### Source material
+-------+
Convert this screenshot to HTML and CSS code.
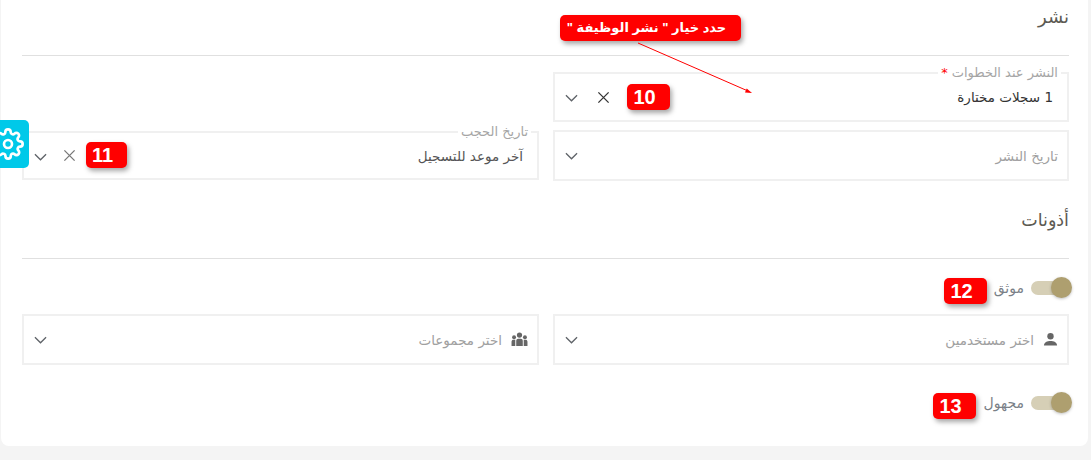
FILE: index.html
```html
<!DOCTYPE html>
<html lang="ar" dir="rtl">
<head>
<meta charset="utf-8">
<title>نشر</title>
<link rel="stylesheet" href="styles.css">
</head>
<body>
<main class="card">
  <h2 class="section-title section-title--first">نشر</h2>
  <div class="grid grid--publish">
    <div class="field">
      <span class="legend">النشر عند الخطوات <em>*</em></span>
      <span class="value">1 سجلات مختارة</span>
      <svg class="icon-x icon-x--dark" viewBox="0 0 14 14"><path d="M1.5 1.5l11 11M12.5 1.5l-11 11"/></svg>
      <svg class="chev" viewBox="0 0 14 8"><path d="M1 1l6 6 6-6"/></svg>
    </div>
    <div class="spacer"></div>
    <div class="field field--tall">
      <span class="placeholder placeholder--bare">تاريخ النشر</span>
      <svg class="chev" viewBox="0 0 14 8"><path d="M1 1l6 6 6-6"/></svg>
    </div>
    <div class="field field--short">
      <span class="legend">تاريخ الحجب</span>
      <span class="value value--soft">آخر موعد للتسجيل</span>
      <svg class="icon-x" viewBox="0 0 14 14"><path d="M1.5 1.5l11 11M12.5 1.5l-11 11"/></svg>
      <svg class="chev" viewBox="0 0 14 8"><path d="M1 1l6 6 6-6"/></svg>
    </div>
  </div>

  <h2 class="section-title section-title--second">أذونات</h2>
  <div class="toggle-row toggle-row--first">
    <span class="toggle"><span class="knob"></span></span>
    <span class="toggle-label">موثق</span>
  </div>
  <div class="grid grid--perms">
    <div class="field field--tall">
      <svg class="lead" viewBox="0 0 16 16"><circle cx="8" cy="4.5" r="3.4"/><path d="M1 14.5c0-3.6 3.5-5 7-5s7 1.400 7 5z"/></svg>
      <span class="placeholder">اختر مستخدمين</span>
      <svg class="chev" viewBox="0 0 14 8"><path d="M1 1l6 6 6-6"/></svg>
    </div>
    <div class="field field--tall">
      <svg class="lead lead--group" viewBox="0 0 18 16"><circle cx="9" cy="3.300" r="2.800"/><circle cx="3.200" cy="5.500" r="2.100"/><circle cx="14.800" cy="5.500" r="2.100"/><path d="M5.500 15V9.500c0-1.500 1-2.300 2-2.300h3c1 0 2 .8 2 2.300V15z"/><path d="M.5 15v-4.500c0-1.500 1-2.200 2-2.200h2V15zM17.500 15v-4.500c0-1.500-1-2.200-2-2.200h-2V15z"/></svg>
      <span class="placeholder">اختر مجموعات</span>
      <svg class="chev" viewBox="0 0 14 8"><path d="M1 1l6 6 6-6"/></svg>
    </div>
  </div>
  <div class="toggle-row toggle-row--second">
    <span class="toggle"><span class="knob"></span></span>
    <span class="toggle-label">مجهول</span>
  </div>
</main>

<button class="gear" type="button" aria-label="settings">
  <svg viewBox="0 0 24 24"><circle cx="12" cy="12" r="3"/><path d="M19.4 15a1.65 1.65 0 0 0 .33 1.82l.06.06a2 2 0 0 1 0 2.83 2 2 0 0 1-2.83 0l-.06-.06a1.65 1.65 0 0 0-1.82-.33 1.65 1.65 0 0 0-1 1.51V21a2 2 0 0 1-2 2 2 2 0 0 1-2-2v-.09A1.65 1.65 0 0 0 9 19.4a1.65 1.65 0 0 0-1.82.33l-.06.06a2 2 0 0 1-2.83 0 2 2 0 0 1 0-2.83l.06-.06a1.65 1.65 0 0 0 .33-1.82 1.65 1.65 0 0 0-1.51-1H3a2 2 0 0 1-2-2 2 2 0 0 1 2-2h.09A1.65 1.65 0 0 0 4.600 9a1.65 1.65 0 0 0-.33-1.82l-.06-.06a2 2 0 0 1 0-2.83 2 2 0 0 1 2.83 0l.06.06a1.65 1.65 0 0 0 1.820.33H9a1.65 1.65 0 0 0 1-1.51V3a2 2 0 0 1 2-2 2 2 0 0 1 2 2v.09a1.65 1.65 0 0 0 1 1.51 1.65 1.65 0 0 0 1.820-.33l.06-.06a2 2 0 0 1 2.83 0 2 2 0 0 1 0 2.83l-.06.06a1.65 1.65 0 0 0-.33 1.820V9a1.65 1.65 0 0 0 1.510 1H21a2 2 0 0 1 2 2 2 2 0 0 1-2 2h-.09a1.65 1.65 0 0 0-1.510 1z"/></svg>
</button>

<div class="note note--hint">حدد خيار " نشر الوظيفة "</div>
<div class="note note--10" dir="ltr">10</div>
<div class="note note--11" dir="ltr">11</div>
<div class="note note--12" dir="ltr">12</div>
<div class="note note--13" dir="ltr">13</div>
<svg class="arrow" viewBox="0 0 130 60"><path class="arrow-line" d="M8 3L118 51"/><path class="arrow-head" d="M122 53l-7-.6 1.700-4z"/></svg>
</body>
</html>
```

FILE: styles.css
```css
* { box-sizing: border-box; }

html, body {
  margin: 0;
  height: 460px;
  overflow: hidden;
}

body {
  position: relative;
  background: #f4f4f4;
  font-family: "DejaVu Sans", "Noto Sans", sans-serif;
  color: #4a4a4a;
}

.card {
  margin-right: 3px;
  width: 1087px;
  height: 446px;
  padding: 0 19px 0 21px;
  background: #fff;
  border-radius: 0 0 8px 8px;
}

.section-title {
  margin: 0;
  font-size: 18px;
  font-weight: 400;
  color: #5c5a52;
  border-bottom: 1px solid #e0e0e0;
}

.section-title--first {
  height: 56px;
  padding-top: 6px;
}

.section-title--second {
  height: 78px;
  padding-top: 29px;
  font-size: 17.500px;
}

.grid {
  display: grid;
  grid-template-columns: 516px 517px;
  column-gap: 14px;
}

.grid--publish {
  margin-top: 16px;
  row-gap: 8px;
}

.field {
  position: relative;
  display: flex;
  align-items: center;
  gap: 8px;
  height: 50px;
  padding: 0 14px 0 10px;
  border: 2px solid #f0f0f0;
  background: #fff;
}

.field--tall { height: 51px; }

.field--tall .chev { margin-top: 0; }

.field--short {
  height: 49px;
  align-self: center;
}

.legend {
  position: absolute;
  top: -9px;
  right: 6px;
  padding: 0 3px;
  background: #fff;
  font-size: 13px;
  line-height: 16px;
  color: #a5a5a5;
  white-space: nowrap;
}

.legend em {
  font-style: normal;
  color: #f00;
}

.value {
  flex: 1;
  font-size: 13.500px;
  color: #333;
}

.value--soft { color: #555; }

.placeholder {
  flex: 1;
  font-size: 13.500px;
  color: #a0a0a0;
}

.placeholder--bare { margin-right: -5px; }

.chev {
  flex: none;
  width: 13px;
  height: 8px;
  margin-top: 2px;
  fill: none;
  stroke: #5f6368;
  stroke-width: 1.400;
}

.icon-x {
  flex: none;
  width: 13px;
  height: 13px;
  margin-left: 8px;
  fill: none;
  stroke: #777;
  stroke-width: 1.400;
}

.icon-x--dark {
  margin-left: 11px;
  stroke: #333;
}

.lead {
  flex: none;
  width: 15px;
  height: 15px;
  margin-right: -5px;
  margin-left: 1px;
  fill: #666;
}

.lead--group { width: 17px; }

.toggle-row {
  display: flex;
  align-items: center;
  margin-right: -3px;
  height: 21px;
  gap: 7px;
}

.toggle-row--first { margin-top: 18px; margin-bottom: 16px; }
.toggle-row--second { margin-top: 27px; }

.toggle {
  position: relative;
  display: block;
  flex: none;
  width: 38px;
  height: 14px;
  margin-right: 3px;
  border-radius: 7px;
  background: #d6cfb6;
}

.knob {
  position: absolute;
  top: -3.500px;
  right: -3px;
  width: 21px;
  height: 21px;
  border-radius: 50%;
  background: #ae9f6f;
  box-shadow: 0 1px 3px rgba(0, 0, 0, .25);
}

.toggle-label {
  font-size: 14px;
  color: #7a7f87;
}

.gear {
  position: absolute;
  left: 0;
  top: 120px;
  width: 29px;
  height: 48px;
  padding: 0;
  border: 0;
  border-radius: 0 5px 5px 0;
  background: #00c9e9;
  overflow: hidden;
}

.gear svg {
  position: absolute;
  left: -8px;
  top: 8px;
  width: 32px;
  height: 32px;
  fill: none;
  stroke: #fff;
  stroke-width: 2;
}

.note {
  position: absolute;
  display: flex;
  align-items: center;
  justify-content: center;
  height: 26px;
  background: #f00;
  border-radius: 5px;
  box-shadow: 2px 3px 5px rgba(0, 0, 0, .35);
  color: #fff;
  font-family: "Liberation Sans", "DejaVu Sans", sans-serif;
  font-weight: 700;
  white-space: nowrap;
}

.note--hint { left: 560px; top: 15px; width: 181px; font-size: 13px; padding-bottom: 2px; padding-right: 8px; }
.note--10 { left: 627px; top: 84px; width: 43px; font-size: 20px; padding-right: 8px; }
.note--11 { left: 86px; top: 142px; width: 41px; font-size: 20px; padding-right: 8px; }
.note--12 { left: 944px; top: 278px; width: 43px; font-size: 20px; padding-right: 8px; }
.note--13 { left: 933px; top: 393px; width: 43px; font-size: 20px; padding-right: 8px; }

.arrow {
  position: absolute;
  left: 630px;
  top: 40px;
  width: 130px;
  height: 60px;
}

.arrow-line { fill: none; stroke: #f00; stroke-width: 1; }
.arrow-head { fill: #f00; }
```
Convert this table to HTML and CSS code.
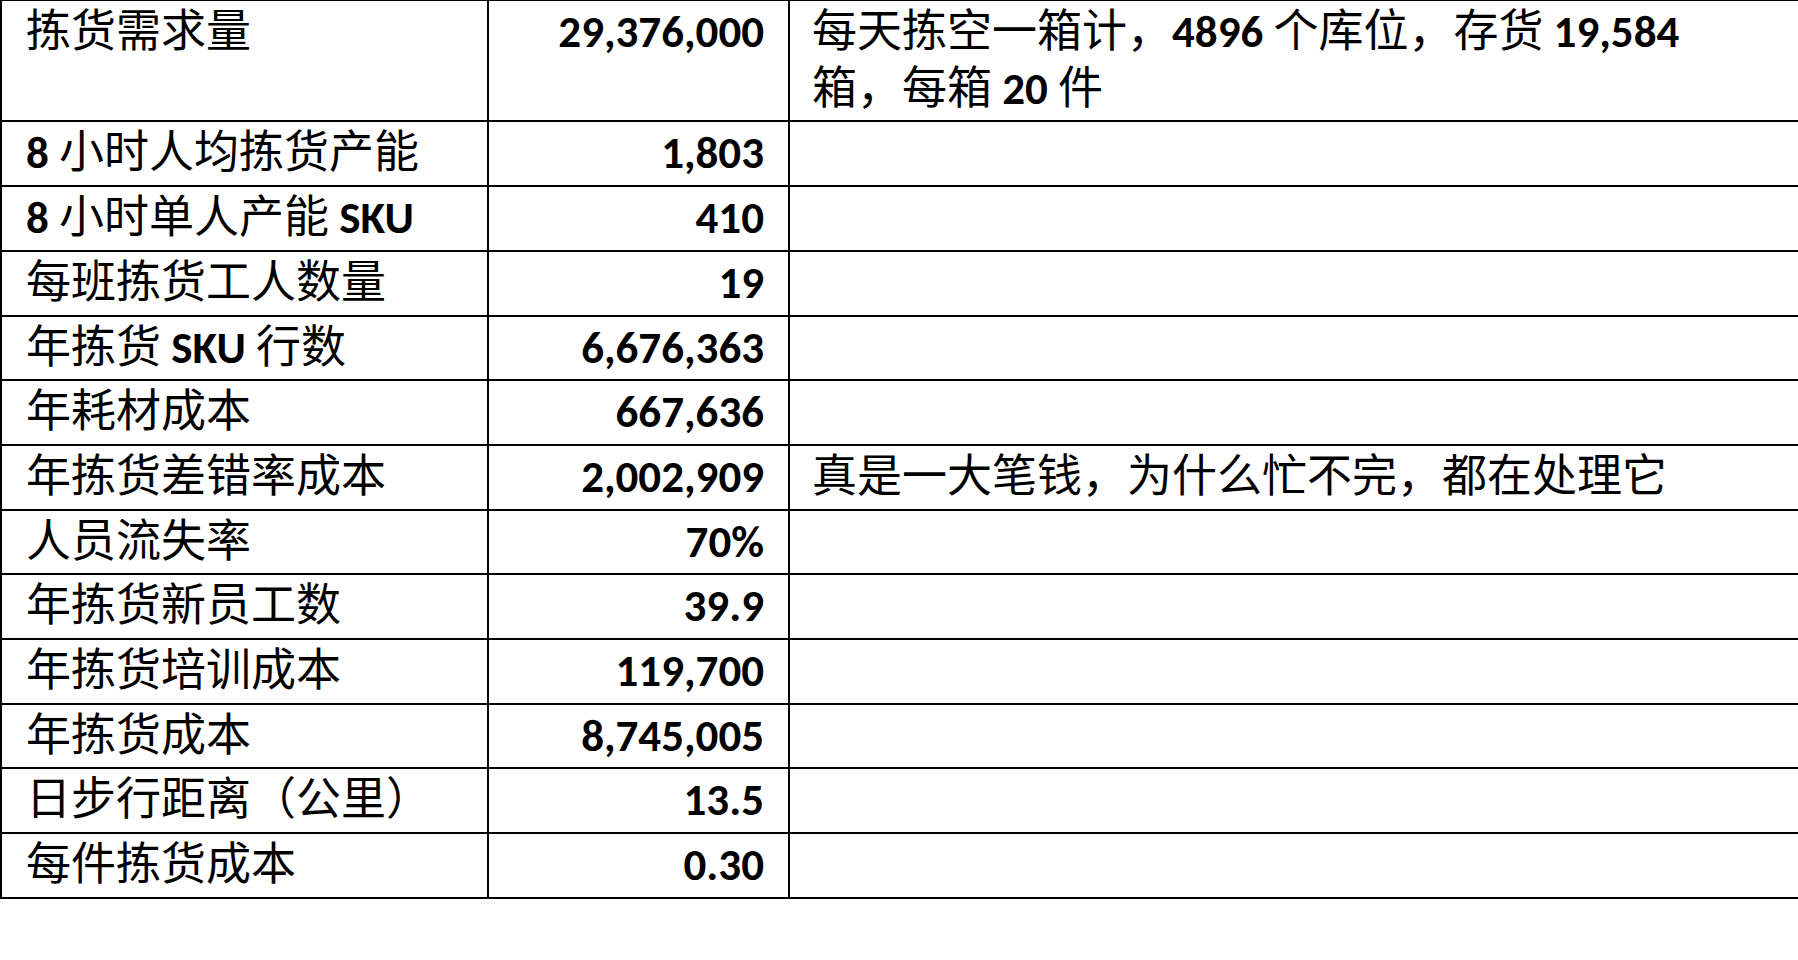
FILE: index.html
```html
<!DOCTYPE html>
<html lang="zh-CN">
<head>
<meta charset="utf-8">
<title>拣货成本</title>
<link rel="stylesheet" href="styles.css">
</head>
<body>
<table class="sheet">
  <colgroup>
    <col class="col-label">
    <col class="col-value">
    <col class="col-note">
  </colgroup>
  <tbody>
    <tr><td class="label">拣货需求量</td><td class="value">29,376,000</td><td class="note">每天拣空一箱计，<span class="lat">4896</span> 个库位，存货 <span class="lat">19,584</span><br>箱，每箱 <span class="lat">20</span> 件</td></tr>
    <tr><td class="label"><span class="lat">8</span> 小时人均拣货产能</td><td class="value">1,803</td><td class="note"></td></tr>
    <tr><td class="label"><span class="lat">8</span> 小时单人产能 <span class="lat">SKU</span></td><td class="value">410</td><td class="note"></td></tr>
    <tr><td class="label">每班拣货工人数量</td><td class="value">19</td><td class="note"></td></tr>
    <tr><td class="label">年拣货 <span class="lat">SKU</span> 行数</td><td class="value">6,676,363</td><td class="note"></td></tr>
    <tr><td class="label">年耗材成本</td><td class="value">667,636</td><td class="note"></td></tr>
    <tr><td class="label">年拣货差错率成本</td><td class="value">2,002,909</td><td class="note">真是一大笔钱，为什么忙不完，都在处理它</td></tr>
    <tr><td class="label">人员流失率</td><td class="value">70%</td><td class="note"></td></tr>
    <tr><td class="label">年拣货新员工数</td><td class="value">39.9</td><td class="note"></td></tr>
    <tr><td class="label">年拣货培训成本</td><td class="value">119,700</td><td class="note"></td></tr>
    <tr><td class="label">年拣货成本</td><td class="value">8,745,005</td><td class="note"></td></tr>
    <tr><td class="label">日步行距离（公里）</td><td class="value">13.5</td><td class="note"></td></tr>
    <tr><td class="label">每件拣货成本</td><td class="value">0.30</td><td class="note"></td></tr>
  </tbody>
</table>
</body>
</html>
```
FILE: styles.css
```css
html, body {
  margin: 0;
  padding: 0;
  background: #ffffff;
}

body {
  font-family: Carlito, Lato, "Noto Sans CJK SC", sans-serif;
  font-size: 45px;
  color: #000000;
}

.sheet {
  border-collapse: collapse;
  width: 1800px;
  table-layout: fixed;
}

.col-label { width: 487px; }
.col-value { width: 301px; }

.sheet td {
  border: 2px solid #000000;
  padding: 3px 24px;
  line-height: 56.7px;
  vertical-align: top;
  white-space: nowrap;
}

.sheet tr:first-child td { border-top-width: 1px; }
.sheet td.note { border-right: none; padding-left: 22px; }

.value {
  text-align: right;
  font-weight: 600;
}

.lat { font-weight: 600; }
```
+-------+
### Problem
From the records above, pick out and copy each line holding the word "Convert".

### Correct result
Convert this screenshot to HTML and CSS code.
Convert this table to HTML and CSS code.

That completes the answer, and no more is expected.